From the Hartford Courant:
Everyone knew there would be some gun owners flouting the law that legislators hurriedly passed last April, requiring residents to register all military-style rifles with state police by Dec. 31.
But few thought the figures would be this bad.
By the end of 2013, state police had received 47,916 applications for assault weapons certificates, Lt. Paul Vance said. An additional 2,100 that were incomplete could still come in.
That 50,000 figure could be as little as 15 percent of the rifles classified as assault weapons owned by Connecticut residents, according to estimates by people in the industry, including the Newtown-based National Shooting Sports Foundation. No one has anything close to definitive figures, but the most conservative estimates place the number of unregistered assault weapons well above 50,000, and perhaps as high as 350,000.
And that means as of Jan. 1, Connecticut has very likely created tens of thousands of newly minted criminals — perhaps 100,000 people, almost certainly at least 20,000 — who have broken no other laws. By owning unregistered guns defined as assault weapons, all of them are committing Class D felonies.
"I honestly thought from my own standpoint that the vast majority would register," said Sen. Tony Guglielmo, R-Stafford, the ranking GOP senator on the legislature's public safety committee. "If you pass laws that people have no respect for and they don't follow them, then you have a real problem."
Any doubts as to why you need to oppose any gun registration legislation of any sort that comes down the pike?
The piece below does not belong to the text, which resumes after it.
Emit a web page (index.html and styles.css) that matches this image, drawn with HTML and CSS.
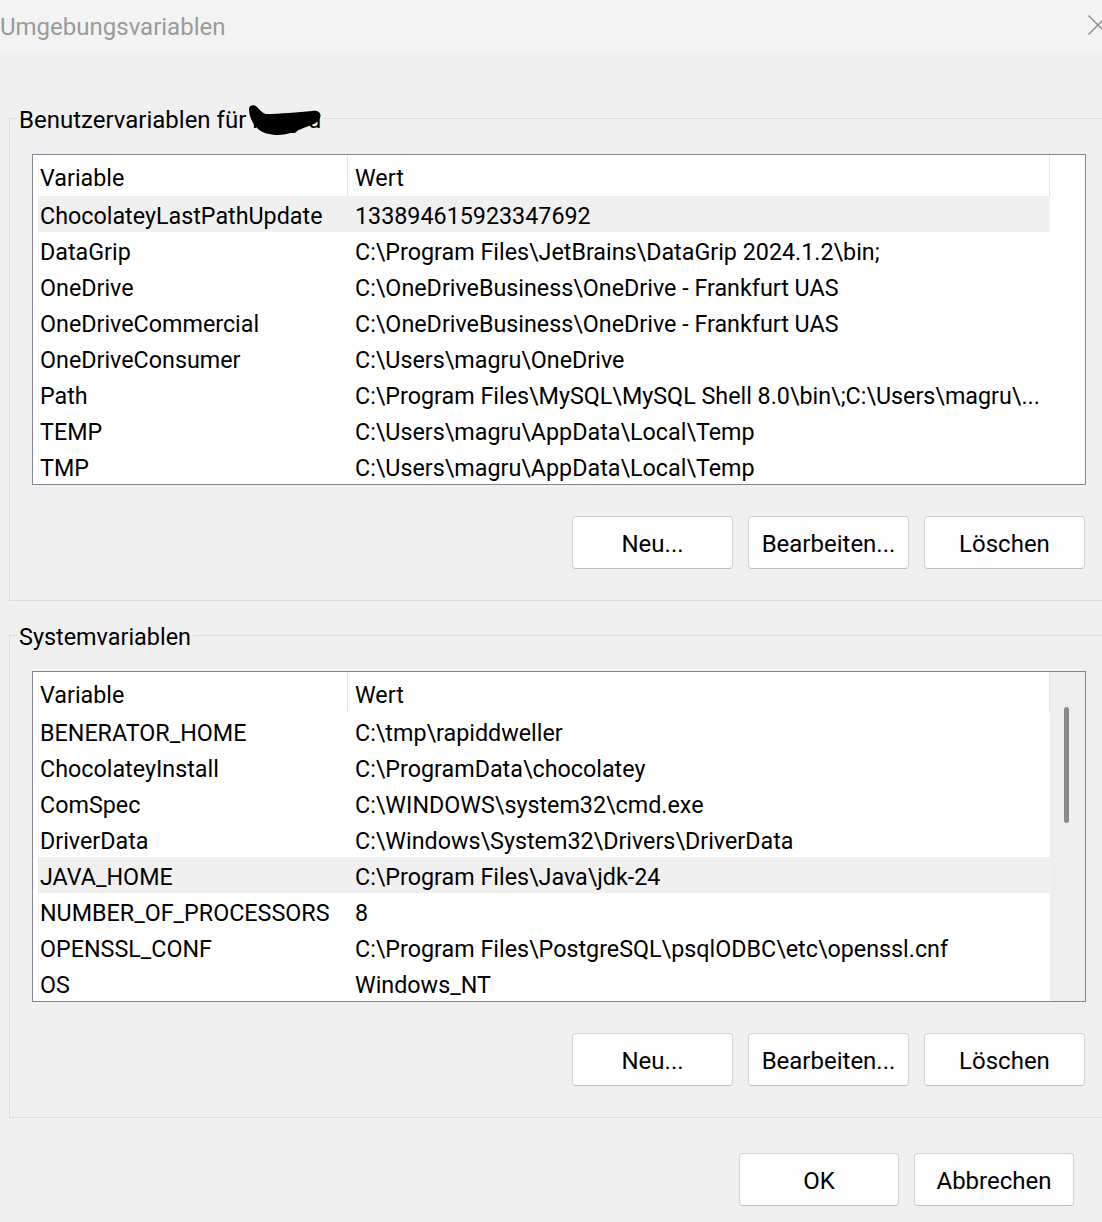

How will Connecticut deal with all of the unregistered guns owned by the thousands of new felons they just created?
The problem could explode if Connecticut officials decide to compare the list of people who underwent background checks to buy military-style rifles in the past, to the list of those who registered in 2013. Do they still own those guns? The state might want to know.
So how would the government arrest and detain so many gun owners? That would be a good subject for conspiracy theorists to discuss, but in reality disarming the people by making them felons isn't really all that hard. Felons cannot own guns, legally.
In 1763 [General Thomas] Gage was appointed commander in chief of all British forces in North America—the most important and influential post in the colonies. Headquartered in New York, he ran a vast military machine of more than 50 garrisons and stations stretching from Newfoundland to Florida and from Bermuda to the Mississippi. He exhibited both patience and tact in handling matters of diplomacy, trade, communication, Indian relations, and western boundaries. His great failure, however, was in his assessment of the burgeoning independence movement.
Thus Gage is chiefly remembered in the U.S. as the protagonist of the British cause while he served as military governor in Massachusetts from 1774 to 1775. In this capacity, he ordered the march of the redcoats on Lexington and Concord (April 1775), which was intended to uncover ammunition caches and to capture the leading Revolutionary agitator, Samuel Adams who escaped.
As the folks over at Truthaboutguns.com reminded us:
First they came for the ARs
and I didn’t speak out because I had other guns.
Then they came for the high capacity magazines,
and I didn’t speak out because I wanted to keep my guns.
Then they came for all semi-automatics,
and I didn’t speak out because I had a revolver.
Then they came for my revolver,
and I couldn’t speak out because I’d lost my ability to speak.